My portfolio includes three data science projects on different topics focusing on tabular data, computer vision and package development. To see more of my work, visit my GitHub page or download my CV.
Profit-driven demand forecasting with gradient boosting
- developed a two-stage demand forecasting pipeline with LightGBM models
- performed a thorough cleaning, aggregation and feature engineering on transactional data
- implemented custom loss functions aimed at maximizing the retailer's profit
Forecasting demand is an important managerial task that helps to optimize inventory planning. The optimized stocks can reduce retailer's costs and increase customer satisfaction due to faster delivery time. This project uses historical purchase data to predict future demand for different products.
The project pipeline includes several crucial steps:
- thorough data preparation, cleaning and feature engineering
- aggregation of transactional data into the daily format
- implementation of custom profit-driven loss functions
- two-stage demand forecasting with LightGBM models
- hyper-parameter tuning with Bayesian algorithms
- stacking ensemble to further maximize the performance
A detailed walkthrough is provided in this blog post.
Catheter and line position detection with deep learning
- built deep learning models to detect catheter and tube position on X-ray images
- developed a comprehensive PyTorch GPU/TPU computer vision pipeline
- finished in the top-5% of the Kaggle competition leaderboard with silver medal
Hospital patients can have catheters and tubes inserted during their admission. If tubes are placed incorrectly, serious health complications can occur later. Deep learning helps to automate detection of malpositioned tubes, which allows to reduce the workload of clinicians and prevent treatment delays.
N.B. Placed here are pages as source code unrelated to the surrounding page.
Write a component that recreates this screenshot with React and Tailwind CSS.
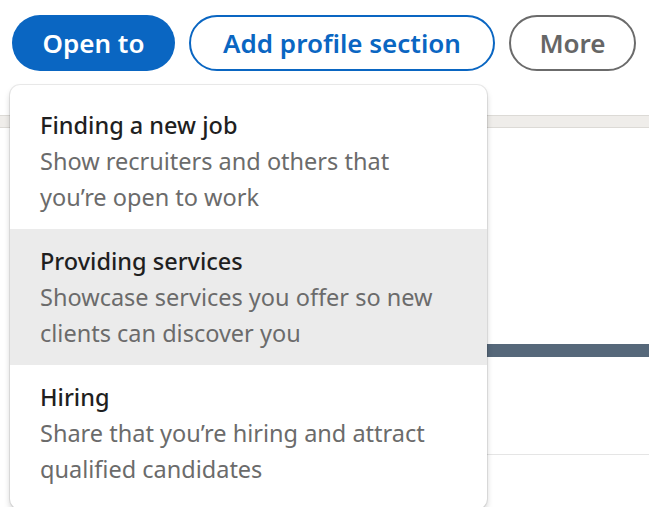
import React from 'react';

const options = [
  { title: 'Finding a new job', desc: ['Show recruiters and others that', 'you’re open to work'] },
  { title: 'Providing services', desc: ['Showcase services you offer so new', 'clients can discover you'], active: true },
  { title: 'Hiring', desc: ['Share that you’re hiring and attract', 'qualified candidates'] },
];

export default function App() {
  return (
    <div
      className="relative w-[649px] h-[507px] overflow-hidden bg-white"
      style={{ fontFamily: '"Noto Sans", "Open Sans", sans-serif' }}
    >
      {/* Profile actions */}
      <div className="flex items-center gap-[14px] pl-[12px] pt-[15px]">
        <button className="h-[56px] w-[163px] rounded-full bg-[#0a66c2] text-[26px] font-semibold text-white">
          Open to
        </button>
        <button className="h-[56px] w-[306px] rounded-full border-2 border-[#0a66c2] text-[26px] font-semibold text-[#0a66c2]">
          Add profile section
        </button>
        <button className="h-[56px] w-[127px] rounded-full border-2 border-[#6b6b6b] text-[26px] font-semibold text-[#666666]">
          More
        </button>
      </div>

      {/* Page behind the menu */}
      <div className="mt-[44px] h-[13px] border-y border-[#dcdad6] bg-[#efedea]" />
      <div className="mt-[216px] ml-[487px] h-[13px] bg-[#56687a]" />
      <div className="mt-[97px] ml-[487px] h-px bg-[#e5e5e5]" />

      {/* Open to menu */}
      <div className="absolute left-[10px] top-[85px] w-[477px] rounded-[10px] bg-white py-[8px] shadow-[0_0_0_1px_rgba(0,0,0,0.08),0_4px_6px_rgba(0,0,0,0.18)]">
        {options.map((o) => (
          <div
            key={o.title}
            className={`h-[136px] px-[30px] pt-[14px] text-[23.5px] leading-[36px] ${o.active ? 'bg-[#ebebeb]' : ''}`}
          >
            <div className="font-medium text-[#1f1f1f]">{o.title}</div>
            {o.desc.map((d) => (
              <div key={d} className="text-[#6b6b6b]">{d}</div>
            ))}
          </div>
        ))}
      </div>
    </div>
  );
}
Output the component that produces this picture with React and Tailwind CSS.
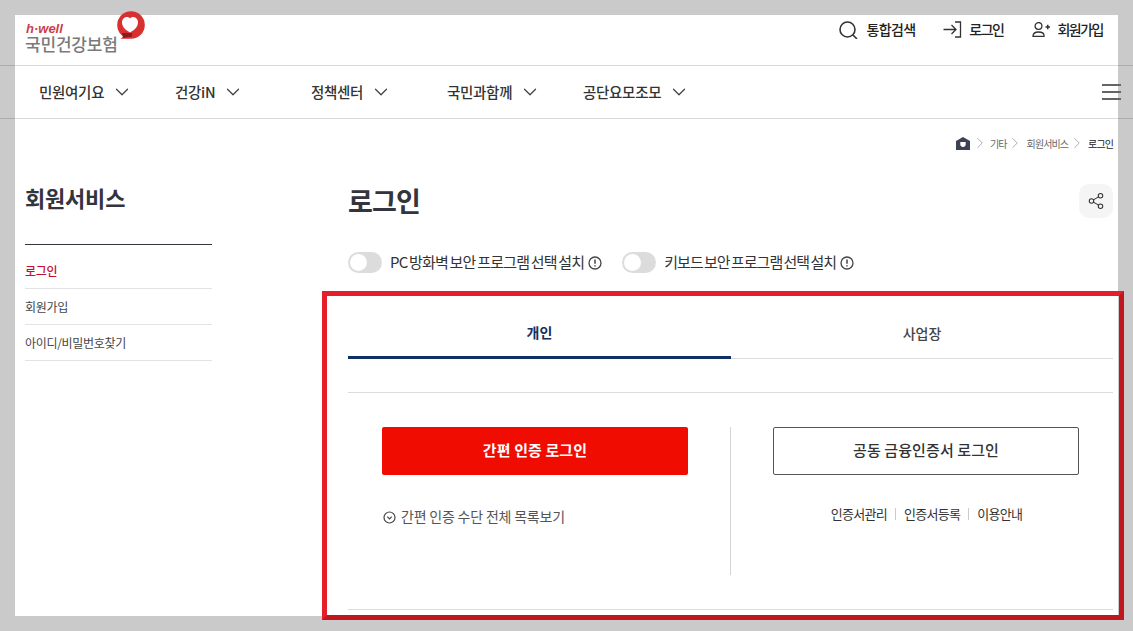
import { ChevronDown, ChevronRight, Share2 } from "lucide-react";

const font = { fontFamily: '"Noto Sans CJK KR", "Noto Sans", sans-serif' };

const navItems = ["민원여기요", "건강iN", "정책센터", "국민과함께", "공단요모조모"];

function Toggle() {
  return (
    <span className="flex h-[21px] w-[34px] items-center rounded-full bg-[#dcdcdc] pl-[2px]">
      <span className="h-[17px] w-[17px] rounded-full bg-white" />
    </span>
  );
}

function InfoIcon() {
  return (
    <svg width="14" height="14" viewBox="0 0 14 14" fill="none" stroke="#444" strokeWidth="1.3">
      <circle cx="7" cy="7" r="6" />
      <path d="M7 3.600v4.200M7 9.300v1.200" strokeWidth="1.500" />
    </svg>
  );
}

function Logo() {
  return (
    <div className="relative h-[38px] w-[125px]">
      <div className="pt-[7px] text-[13px] leading-[13px] font-bold italic text-[#c9404a]" style={{ fontFamily: '"Liberation Sans", sans-serif' }}>
        h·well
      </div>
      <div className="-ml-[1px] text-[17px] leading-[18px] font-medium tracking-[-0.200px] text-[#7a7a7a]">국민건강보험</div>
      <svg className="absolute left-[90px] top-[-4px]" width="30" height="30" viewBox="0 0 30 30">
        <path d="M4 27.500c2.500-.6 3.500-2 4-4l7-1 1 4c-3 1.500-8 1.500-12 1z" fill="#d8302f" />
        <circle cx="15" cy="14" r="13.800" fill="#d8302f" />
        <path d="M6 22h10v3.500L7 27z" fill="#8e1a20" />
        <path d="M14 21.500C8.500 18.500 6 15 6 11.500 6 8.200 8.400 6 11 6c1.300 0 2.300.5 3 1.500C14.700 6.500 15.700 6 17 6c2.600 0 5 2.200 5 5.500 0 3.500-2.500 7-8 10z" fill="#fff" />
      </svg>
    </div>
  );
}

export default function App() {
  return (
    <div className="relative h-[631px] w-[1133px] overflow-hidden bg-[#cacaca] pl-[15px] pr-[15px] pt-[15px]" style={font}>
      <div className="h-[601px] w-[1103px] bg-white">
        {/* top utility bar */}
        <div className="flex h-[50px] items-start justify-between pl-[11px] pr-[15px]">
          <Logo />
          <div className="flex items-center pt-[4px] text-[14px] font-medium text-[#222]">
            <svg className="mr-[9px]" width="19" height="18" viewBox="0 0 19 18" fill="none" stroke="#333" strokeWidth="1.600">
              <circle cx="8.500" cy="8.500" r="7.500" />
              <path d="M14 14l4 4" />
            </svg>
            <span className="mr-[28px] tracking-[-0.700px]">통합검색</span>
            <svg className="mr-[7px]" width="19" height="17" viewBox="0 0 19 17" fill="none" stroke="#333" strokeWidth="1.300">
              <path d="M.5 8.500H13M8.500 4l4.500 4.500L8.500 13M12 1h5.500v15H12" />
            </svg>
            <span className="mr-[29px] tracking-[-1.500px]">로그인</span>
            <svg className="mr-[7px]" width="18" height="15" viewBox="0 0 18 15" fill="none" stroke="#333" strokeWidth="1.300">
              <circle cx="6.500" cy="4" r="3.400" />
              <path d="M1 14.300c0-3 2.500-4.300 5.500-4.300s5.500 1.300 5.500 3.300v1z" />
              <path d="M13.500 5H18M15.750 2.750v4.500" strokeWidth="1.500" />
            </svg>
            <span className="tracking-[-1.500px]">회원가입</span>
          </div>
        </div>
        <div className="-mx-[15px] h-px bg-black/15" />

        {/* main nav */}
        <div className="relative flex h-[52px] items-center pb-[1px] pl-[24px] text-[14.500px] font-medium tracking-[-0.300px] text-[#333]">
          {navItems.map((item) => (
            <div key={item} className="flex w-[136px] items-center gap-[7px]">
              <span>{item}</span>
              <ChevronDown size={22} strokeWidth={1.400} className="text-[#444]" />
            </div>
          ))}
          <div className="absolute left-[1087px] top-[18px] flex w-[19px] flex-col gap-[5px]">
            <span className="h-[2px] bg-[#666]" />
            <span className="h-[2px] bg-[#666]" />
            <span className="h-[2px] bg-[#666]" />
          </div>
        </div>
        <div className="-mx-[15px] h-px bg-black/15" />

        {/* breadcrumb */}
        <div className="flex h-[50px] items-center justify-end pb-[2px] pr-[5px] text-[10px] tracking-[-0.900px] text-[#666]">
          <svg width="14" height="13" viewBox="0 0 14 13">
            <path d="M0 4l7-4 7 4v9H0z" fill="#3d4154" />
            <path d="M4.300 5h5.400v2.500c0 1.600-1.200 2.500-2.700 2.500s-2.700-.9-2.700-2.500z" fill="#fff" />
          </svg>
          <ChevronRight size={18} strokeWidth={0.800} className="ml-[1px] text-[#777]" />
          <span className="ml-[1px]">기타</span>
          <ChevronRight size={18} strokeWidth={0.800} className="-ml-[1px] text-[#777]" />
          <span className="ml-[3px]">회원서비스</span>
          <ChevronRight size={18} strokeWidth={0.800} className="text-[#777]" />
          <span className="ml-[2px] text-[#222]">로그인</span>
        </div>

        <div className="flex">
          {/* side menu */}
          <aside className="ml-[10px] w-[187px] shrink-0">
            <h2 className="pt-[13px] text-[22px] leading-[30px] font-bold tracking-[-0.200px] text-[#33343d]">회원서비스</h2>
            <div className="mt-[32px] border-t border-[#33343d] text-[12px] tracking-[-0.300px] text-[#444]">
              <div className="flex h-[44px] items-center border-b border-[#e3e3e3] pt-[8px] font-medium text-[#c8102e]">로그인</div>
              <div className="flex h-[36px] items-center border-b border-[#e3e3e3]">회원가입</div>
              <div className="flex h-[36px] items-center border-b border-[#e3e3e3]">아이디/비밀번호찾기</div>
            </div>
          </aside>

          {/* content */}
          <main className="ml-[136px] w-[765px]">
            <div className="flex items-center justify-between pt-[13px]">
              <h1 className="text-[27px] leading-[38px] font-bold tracking-[-0.800px] text-[#33343d]">로그인</h1>
              <div className="flex h-[34px] w-[34px] items-center justify-center rounded-[10px] bg-[#f5f5f5]">
                <Share2 size={18} strokeWidth={1.400} className="text-[#333]" />
              </div>
            </div>

            <div className="mt-[32px] flex h-[21px] items-center text-[15px] text-[#333] [word-spacing:-1px]">
              <Toggle />
              <span className="ml-[8px] mr-[4px] tracking-[-0.800px]">PC 방화벽 보안 프로그램 선택 설치</span>
              <InfoIcon />
              <span className="w-[20px]" />
              <Toggle />
              <span className="ml-[8px] mr-[4px] tracking-[-1px]">키보드 보안 프로그램 선택 설치</span>
              <InfoIcon />
            </div>

            {/* tabs */}
            <div className="mt-[20px] flex h-[66px] border-b border-[#dcdcdc] text-[14px] font-medium">
              <div className="-mb-px flex w-[383px] items-center justify-center border-b-[3px] border-[#0f3062] pt-[16px] font-bold text-[#16305f]">개인</div>
              <div className="flex flex-1 items-center justify-center pt-[16px] text-[#444]">사업장</div>
            </div>

            <div className="mt-[33px] border-t border-[#dcdcdc]" />

            <div className="flex h-[216px]">
              <div className="mt-[34px] h-[148px] w-[383px] border-r border-[#d5d5d5] pl-[34px]">
                <div className="flex h-[48px] w-[306px] items-center justify-center rounded-[2px] bg-[#f00c00] pb-[1px] text-[15px] font-bold tracking-[0.100px] text-white">간편 인증 로그인</div>
                <div className="mt-[31px] flex items-center gap-[5px] pl-[1px] text-[14px] tracking-[-0.200px] text-[#555]">
                  <svg className="mt-[2px]" width="13" height="13" viewBox="0 0 13 13" fill="none" stroke="#444" strokeWidth="1.200">
                    <circle cx="6.500" cy="6.500" r="5.500" />
                    <path d="M4.300 5.600l2.200 2.200 2.200-2.200" />
                  </svg>
                  <span>간편 인증 수단 전체 목록보기</span>
                </div>
              </div>
              <div className="flex-1 pl-[42px] pt-[34px]">
                <div className="flex h-[48px] w-[306px] items-center justify-center rounded-[2px] border border-[#555] pb-[1px] text-[15px] font-medium tracking-[0.100px] text-[#333]">공동 금융인증서 로그인</div>
                <div className="mt-[29px] flex items-center justify-center pr-[33px] text-[13px] tracking-[-0.700px] text-[#333]">
                  <span>인증서관리</span>
                  <span className="mx-[8px] h-[12px] w-px bg-[#ccc]" />
                  <span>인증서등록</span>
                  <span className="mx-[8px] h-[12px] w-px bg-[#ccc]" />
                  <span>이용안내</span>
                </div>
              </div>
            </div>
            <div className="border-t border-[#dcdcdc]" />
          </main>
        </div>
      </div>

      {/* red highlight frame, brighter on the top and left as in the capture */}
      <div className="absolute left-[322px] top-[291px] h-[329px] w-[802px] border-[5px] border-t-[#e31f2c] border-r-[#c2161f] border-b-[#c2161f] border-l-[#e31f2c]" />
    </div>
  );
}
This project works with a dataset of 30,083 high-resolution chest X-ray images. The images have 11 binary labels indicating normal, borderline or abnormal placement of endotracheal tubes, nasogastric tubes, central venous catheters and Swan-Ganz catheters.
Within the project, I develop a comprehensive GPU/TPU image processing and modeling pipeline written in PyTorch. The solution builds an ensemble of seven CNN models that reaches the test mean AUC of 0.971 and places in the top-5% among the 1,549 competing teams. The code is documented and published on GitHub.
fairness: Package for computing algorithmic fairness metrics
- developing and actively maintaining an R package for fair machine learning
- the package offers calculation, visualization and comparison of algorithmic fairness metrics
- the package is published on CRAN and has more than 11k total downloads
How to measure fairness of a machine learning model? To date, a number of algorithmic fairness metrics have been proposed. Demographic parity, proportional parity and equalized odds are among the most commonly used metrics to evaluate group fairness in binary classification problems.
Together with Tibor V. Varga, we developed the
fairness R package for fair machine learning. The package offers tools to calculate, visualize and compare commonly used metrics of algorithmic fairness across the sensitive groups. After publishing the package on CRAN in 2019, I have been actively working on maintaining the package and extending its functionality. The comprehensive overview of
fairness is provided in this blog post.